Quanto à responsabilização, devem ser ouvidos o Sr. Santo Samborski e o Sr. Paulo Roberto Borges, respetivamente, Presidente e Tesoureiro da Associação.

Além deles, devem ser ouvidos os Srs. Lindomar José Pereira, Florindo Rogério Cordeiro dos Santos e João Valdenir da Silva, em decorrência na participação nos fatos tidos como irregulares.[3]

Dessarte, difiro dos termos do Relatório nº 137/2013 da Diretoria de Controle da Administração Estadual, opinando pela audiência dos responsáveis, tendo em vista descumprimento de preceitos legais cuja fiscalização compete ao Tribunal de Contas.

 

3 – CONCLUSÃO

Ante o exposto, o Ministério Público junto ao Tribunal de Contas, com amparo na competência conferida pelo art. 108 da Lei Complementar nº 202/2000, manifesta-se pela AUDIÊNCIA dos Srs. Santo Samborski, Paulo Roberto Borges, Lindomar José Pereira, Florindo Rogério Cordeiro dos Santos e João Valdenir da Silva, quanto ao seguinte apontamento, para o qual existe previsão legal de aplicação de multa do art. 70, I e II, da Lei Complementar nº 202/2000:

- Aplicação de recursos públicos oriundos de subvenções sociais, no valor de R$ 27.743,00, em objeto diverso da finalidade para a qual foram solicitados e liberados (conforme detalhado na sentença penal de fls. 3/50), em contrariedade ao disposto no art. 9º da Lei (estadual) nº 5.867/81 e no art. 1º, § 1º, da Instrução Normativa nº TC-14/2012.

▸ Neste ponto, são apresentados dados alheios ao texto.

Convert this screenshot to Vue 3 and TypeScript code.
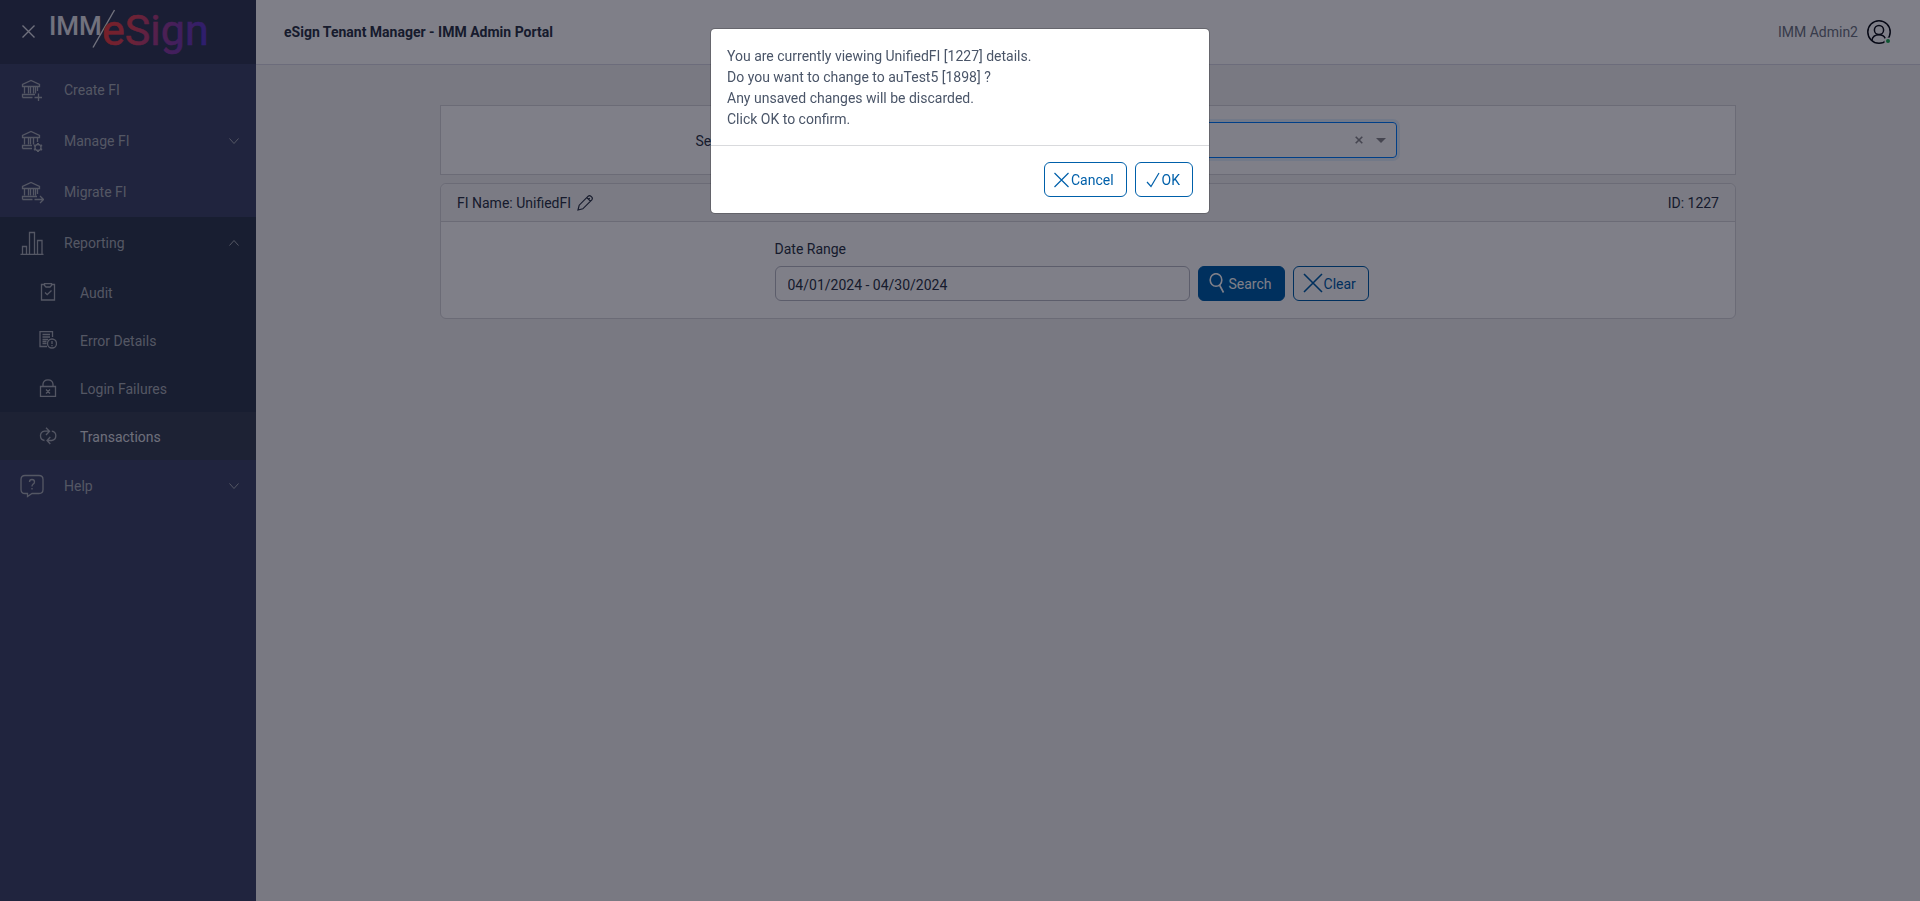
<script setup lang="ts">
import { ref } from 'vue'

interface NavItem {
  label: string
  icon: string
  chevron?: 'up' | 'down'
  children?: { label: string; icon: string; active?: boolean }[]
}

const nav: NavItem[] = [
  { label: 'Create FI', icon: 'bank-plus' },
  { label: 'Manage FI', icon: 'bank-gear', chevron: 'down' },
  { label: 'Migrate FI', icon: 'bank-arrow' },
  {
    label: 'Reporting',
    icon: 'bars',
    chevron: 'up',
    children: [
      { label: 'Audit', icon: 'audit' },
      { label: 'Error Details', icon: 'error' },
      { label: 'Login Failures', icon: 'lock' },
      { label: 'Transactions', icon: 'cycle', active: true },
    ],
  },
  { label: 'Help', icon: 'help', chevron: 'down' },
]

const institution = ref('auTest5')
const dateRange = ref('04/01/2024 - 04/30/2024')
const message = [
  'You are currently viewing UnifiedFI [1227] details.',
  'Do you want to change to auTest5 [1898] ?',
  'Any unsaved changes will be discarded.',
  'Click OK to confirm.',
]
</script>

<template>
  <div class="app">
    <aside class="sidebar">
      <div class="brand">
        <button class="plain close" type="button" aria-label="Close menu">
          <svg width="13" height="13" viewBox="0 0 13 13"><path d="M0.5 0.5L12.5 12.5M12.5 0.5L0.5 12.5" /></svg>
        </button>
        <svg class="logo" width="160" height="56" viewBox="0 0 160 56" role="img" aria-label="IMM eSign">
          <defs>
            <linearGradient id="brandGradient" gradientUnits="userSpaceOnUse" x1="54" y1="20" x2="156" y2="40">
              <stop offset="0" stop-color="#f2403f" />
              <stop offset="0.3" stop-color="#d9455c" />
              <stop offset="0.6" stop-color="#96409a" />
              <stop offset="1" stop-color="#5a3ccc" />
            </linearGradient>
          </defs>
          <text class="logo-imm" x="-1" y="32">IMM</text>
          <path class="logo-slash" d="M43 44.5L64.5 7" />
          <text class="logo-esign" x="52" y="42">eSign</text>
        </svg>
      </div>
      <nav>
        <ul>
          <li v-for="item in nav" :key="item.label" :class="{ open: item.children }">
            <a class="nav-link" href="#">
              <svg class="icon" width="24" height="24" viewBox="0 0 24 24">
                <g v-if="item.icon.startsWith('bank')">
                  <path d="M2.5 8.5V6.5L11 2.5L19.5 6.5V8.5ZM4.5 8.5V15.5M8.5 8.5V15.5M10.5 8.5V15.5M13.5 8.5V15.5" />
                  <path v-if="item.icon === 'bank-plus'" d="M15.5 8.5V15.5M17.5 8.5V13M2.5 19.5V16.5H15M2.5 19.5H12.5M14.5 19.5H22M18.5 15.5V23" />
                  <path v-if="item.icon === 'bank-arrow'" d="M15.5 8.5V15.5M17.5 8.5V14M2.5 19.5V16.5H17M2.5 19.5H12.5M14.5 19.5H23.5M20 16L23.5 19.5L20 23" />
                  <g v-if="item.icon === 'bank-gear'">
                    <path d="M17.5 8.5V13M2.5 19.5V16.5H12M2.5 19.5H12" />
                    <circle cx="18" cy="18.5" r="3" />
                    <path d="M18 14V15.5M18 21.5V23M14 16.2L15.4 17M20.6 20L22 20.8M14 20.8L15.4 20M20.6 17L22 16.2" class="thick" />
                  </g>
                </g>
                <path v-if="item.icon === 'bars'" d="M0.5 23.5H23.5M2.5 23.5V15.5H6.5V23.5M9.5 23.5V1.5H14.5V23.5M17.5 23.5V9.5H22V23.5" />
                <g v-if="item.icon === 'help'">
                  <path d="M5 1.5H19Q23 1.5 23 5.5V15.5Q23 19.5 19 19.5H12L7.5 22.5V19.5H5Q1 19.5 1 15.5V5.5Q1 1.5 5 1.5Z" />
                  <path d="M9.5 8Q9.5 5.5 12 5.5T14.5 8Q14.5 9.5 12.8 10.4Q12 11 12 12.5M12 14V15.5" />
                </g>
              </svg>
              <span>{{ item.label }}</span>
              <svg v-if="item.chevron" class="chevron" width="10" height="6" viewBox="0 0 10 6">
                <path :d="item.chevron === 'up' ? 'M0.5 5.5L5 0.5L9.5 5.5' : 'M0.5 0.5L5 5.5L9.5 0.5'" />
              </svg>
            </a>
            <ul v-if="item.children">
              <li v-for="child in item.children" :key="child.label">
                <a class="nav-link sub" :class="{ active: child.active }" href="#">
                  <svg class="icon" width="18" height="18" viewBox="0 0 18 18">
                    <path v-if="child.icon === 'audit'" d="M5.5 1.5H2.5V17H15.5V1.5H12.5M5.5 0.5H12.5V2.5L11 4H7L5.5 2.5ZM6 9.5L8.2 11.7L12.5 7.5" />
                    <g v-if="child.icon === 'error'">
                      <path d="M13.5 6V0.5H1V15.5H8M3.5 3.5H11M3.5 6H11M3.5 8.5H9M3.5 10.5H7.5M3.5 12.5H7.5" />
                      <circle cx="13" cy="12.5" r="4.5" />
                      <path d="M13 10V13M13 14V15.3" />
                    </g>
                    <path v-if="child.icon === 'lock'" d="M1.5 7.5H16.5V17.5H1.5ZM4 7.5V5Q4.5 0.8 9 0.8T14 5V7.5M7 10.5L11 14.5M11 10.5L7 14.5" />
                    <path v-if="child.icon === 'cycle'" d="M5.5 13.5A4.7 4.7 0 0 1 5.5 4.2H10.5M7 0.8L10.5 4.2L7 8M12.8 4.2A4.7 4.7 0 0 1 12.8 13.5H8M11.3 10L8 13.5L11.3 17" />
                  </svg>
                  <span>{{ child.label }}</span>
                </a>
              </li>
            </ul>
          </li>
        </ul>
      </nav>
    </aside>

    <div class="page">
      <header class="topbar">
        <h1>eSign Tenant Manager - IMM Admin Portal</h1>
        <button class="plain user" type="button">
          <span>IMM Admin2</span>
          <svg width="24" height="24" viewBox="0 0 24 24">
            <circle cx="12" cy="12" r="11.2" />
            <circle cx="12" cy="10" r="4.6" />
            <path d="M4.8 20.5Q6 14.8 12 14.8Q16.5 14.8 18.3 18.5" />
            <circle class="halo" cx="21" cy="21" r="3.6" />
            <circle class="status" cx="21" cy="21" r="2" />
          </svg>
        </button>
      </header>

      <main>
        <section class="picker">
          <label for="institution">Select FI</label>
          <div class="combo">
            <select id="institution" v-model="institution">
              <option>auTest5</option>
              <option>UnifiedFI</option>
            </select>
            <button class="plain clear-value" type="button" aria-label="Clear selection">
              <svg width="8" height="8" viewBox="0 0 8 8"><path d="M0.7 0.7L7.3 7.3M7.3 0.7L0.7 7.3" /></svg>
            </button>
            <svg class="caret" width="10" height="5" viewBox="0 0 10 5"><path d="M0 0H10L5 5Z" /></svg>
          </div>
        </section>

        <section class="card">
          <div class="card-head">
            <span>FI Name: UnifiedFI</span>
            <button class="plain edit" type="button" aria-label="Edit name">
              <svg width="16" height="16" viewBox="0 0 16 16">
                <path d="M1 15L2.2 10.2L11.2 1.2Q12.5 0.1 13.8 1.2L14.8 2.2Q15.9 3.5 14.8 4.8L5.8 13.8ZM9.8 2.6L13.4 6.2M11.6 4.4L12.8 3.2" />
              </svg>
            </button>
            <span class="fi-id">ID: 1227</span>
          </div>
          <form class="card-body" @submit.prevent>
            <label for="range">Date Range</label>
            <div class="filters">
              <input id="range" v-model="dateRange" type="text" />
              <button class="btn primary" type="submit">
                <svg width="22" height="24" viewBox="0 0 22 24"><ellipse cx="9" cy="7" rx="5.8" ry="6.3" /><path d="M12.5 12L16.5 19.5" /></svg>
                Search
              </button>
              <button class="btn" type="reset" @click.prevent>
                <svg width="22" height="24" viewBox="0 0 22 24"><path d="M2 1L20 19M20 1L2 19" /></svg>
                Clear
              </button>
            </div>
          </form>
        </section>
      </main>
    </div>

    <div class="backdrop">
      <div class="dialog" role="dialog" aria-modal="true" aria-label="Confirm change">
        <div class="dialog-body">
          <p v-for="line in message" :key="line">{{ line }}</p>
        </div>
        <div class="dialog-foot">
          <button class="btn" type="button">
            <svg class="thin" width="18" height="18" viewBox="0 0 18 18"><path d="M1.5 1L15.5 15M15.5 1L1.5 15" /></svg>
            Cancel
          </button>
          <button class="btn" type="button">
            <svg class="thin" width="18" height="18" viewBox="0 0 18 18"><path d="M3 10L7 14.5L15 1" /></svg>
            OK
          </button>
        </div>
      </div>
    </div>
  </div>
</template>

<style>
body {
  margin: 0;
  background: #f2f2f2;
}
</style>

<style scoped>
.app {
  display: flex;
  min-height: 100vh;
  font: 14px/21px Roboto, sans-serif;
  color: #2e3748;
  background: #f2f2f2;
}
.app * {
  box-sizing: border-box;
}
button,
input,
select {
  font: inherit;
  color: inherit;
}
.plain {
  padding: 0;
  border: 0;
  background: none;
}
svg {
  flex: none;
  fill: none;
  stroke: currentColor;
}
.sidebar {
  flex: none;
  width: 256px;
  background: #40486a;
  color: #a9aeb6;
}
.brand {
  display: flex;
  align-items: center;
  height: 64px;
  padding: 0 22px 2px;
  background: #343c56;
}
.close {
  display: flex;
  width: 28px;
  color: #dfe1e6;
}
.close svg {
  stroke-width: 1.4;
}
.logo {
  overflow: visible;
}
.logo text {
  font-family: Roboto, sans-serif;
  stroke: none;
}
.logo-imm {
  font-size: 26px;
  font-weight: 500;
  fill: #e4e5ea;
}
.logo-slash {
  stroke: #e4e5ea;
  stroke-width: 1.4;
}
.logo .logo-esign {
  font-size: 43px;
  font-weight: 400;
  fill: url(#brandGradient);
  stroke: url(#brandGradient);
  stroke-width: 0.6;
}
ul {
  margin: 0;
  padding: 0;
  list-style: none;
}
.open {
  background: #303c50;
}
.nav-link {
  display: flex;
  align-items: center;
  height: 51px;
  padding: 0 17px 0 20px;
  color: inherit;
  text-decoration: none;
}
.nav-link span,
.card-head span {
  padding-top: 2px;
}
.icon {
  margin-right: 20px;
  stroke-width: 1.3;
}
.chevron {
  margin-left: auto;
}
.thick {
  stroke-width: 2;
}
.sub {
  height: 48px;
  padding-left: 39px;
}
.sub .icon {
  margin-right: 23px;
}
.active {
  background: #3b4557;
  color: #dcdee2;
}
.active .icon {
  color: #a9aeb6;
}
.page {
  flex: 1;
  min-width: 0;
}
.topbar {
  display: flex;
  align-items: center;
  justify-content: space-between;
  height: 65px;
  padding: 0 29px 0 28px;
  border-bottom: 1px solid #d8d8e4;
  background: #fff;
}
h1 {
  margin: 0;
  font-size: 14px;
  font-weight: 700;
}
.user {
  display: flex;
  align-items: center;
  gap: 9px;
  color: #6f7683;
}
.user svg {
  color: #0c1018;
  stroke-width: 1.5;
  overflow: visible;
}
.halo {
  fill: #fff;
  stroke: none;
}
.status {
  fill: #1fae54;
  stroke: none;
}
main {
  padding: 40px 184px;
}
.picker {
  display: flex;
  align-items: center;
  gap: 20px;
  height: 70px;
  margin-bottom: 8px;
  padding-right: 338px;
  border: 1px solid #d6d6da;
  background: #fff;
}
.picker label {
  margin-left: auto;
  padding-top: 2px;
}
.combo {
  display: flex;
  align-items: center;
  width: 628px;
  height: 36px;
  padding-right: 10px;
  border: 1px solid #007eff;
  border-radius: 4px;
  box-shadow: 0 0 0 3px rgba(0, 126, 255, 0.1);
  color: #8a8a8e;
}
.combo select {
  flex: 1;
  height: 34px;
  padding: 0 10px;
  border: 0;
  outline: 0;
  background: none;
  appearance: none;
}
.clear-value {
  display: flex;
  margin-right: 13px;
}
.clear-value svg {
  stroke-width: 1.6;
}
.caret {
  fill: currentColor;
  stroke: none;
}
.card {
  border: 1px solid #d6d6da;
  border-radius: 6px;
  background: #fff;
}
.card-head {
  display: flex;
  align-items: center;
  height: 38px;
  padding: 0 16px;
  border-bottom: 1px solid #d6d6da;
  border-radius: 6px 6px 0 0;
  background: #f7f7f7;
}
.edit {
  display: flex;
  margin-left: 6px;
}
.edit svg {
  stroke-width: 1.2;
}
.fi-id {
  margin-left: auto;
}
.card-body {
  padding: 17px 16px 17px calc(25% + 10px);
}
.card-body label {
  display: block;
  margin-bottom: 6px;
}
.filters {
  display: flex;
  gap: 8px;
}
.filters input {
  width: 415px;
  height: 35px;
  padding: 2px 12px 0;
  border: 1px solid #b8bac4;
  border-radius: 6px;
  background: #fff;
}
.btn {
  display: flex;
  align-items: center;
  height: 35px;
  padding: 2px 12px 0 8px;
  border: 1px solid #0060aa;
  border-radius: 6px;
  background: #fff;
  color: #0060aa;
  white-space: nowrap;
}
.btn svg {
  stroke-width: 1.6;
}
.btn .thin {
  stroke-width: 1.2;
}
.primary {
  background: #0060aa;
  color: #fff;
}
.backdrop {
  position: fixed;
  inset: 0;
  background: rgba(0, 0, 18, 0.5);
}
.dialog {
  width: 500px;
  margin: 28px auto;
  border: 1px solid rgba(0, 0, 0, 0.2);
  border-radius: 5px;
  background: #fff;
  background-clip: padding-box;
  color: #4a5568;
}
.dialog-body {
  padding: 17px 16px 15px;
  border-bottom: 1px solid #d9dadd;
}
.dialog-body p {
  margin: 0;
}
.dialog-foot {
  display: flex;
  justify-content: flex-end;
  gap: 8px;
  padding: 16px;
}
</style>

Florianópolis, 28 de maio de 2013.

 

Aderson Flores

Procurador

 mb



[1] Art. 9º As subvenções sociais serão aplicadas exclusivamente nos fins para os quais houverem sido concedidas.

[2] § 1º A concessão de recursos públicos para entidades privadas fica submetida exclusivamente ao atendimento de necessidade coletiva ou interesse público devidamente demonstrado e justificado, e deve observar os princípios da legalidade, da publicidade, da impessoalidade, da eficiência, da moralidade e da economicidade.

[3] Vide sentença de fls. 3/50 e acórdão de fls. 51/82. A propósito, o Sr. Honório Proner teve seu recurso provido para ser excluído da condenação (fls. 68 e 81) e o Sr. Aymoré José Borille faleceu, motivo pelo qual foi extinta a punibilidade quanto a ele (fl. 6).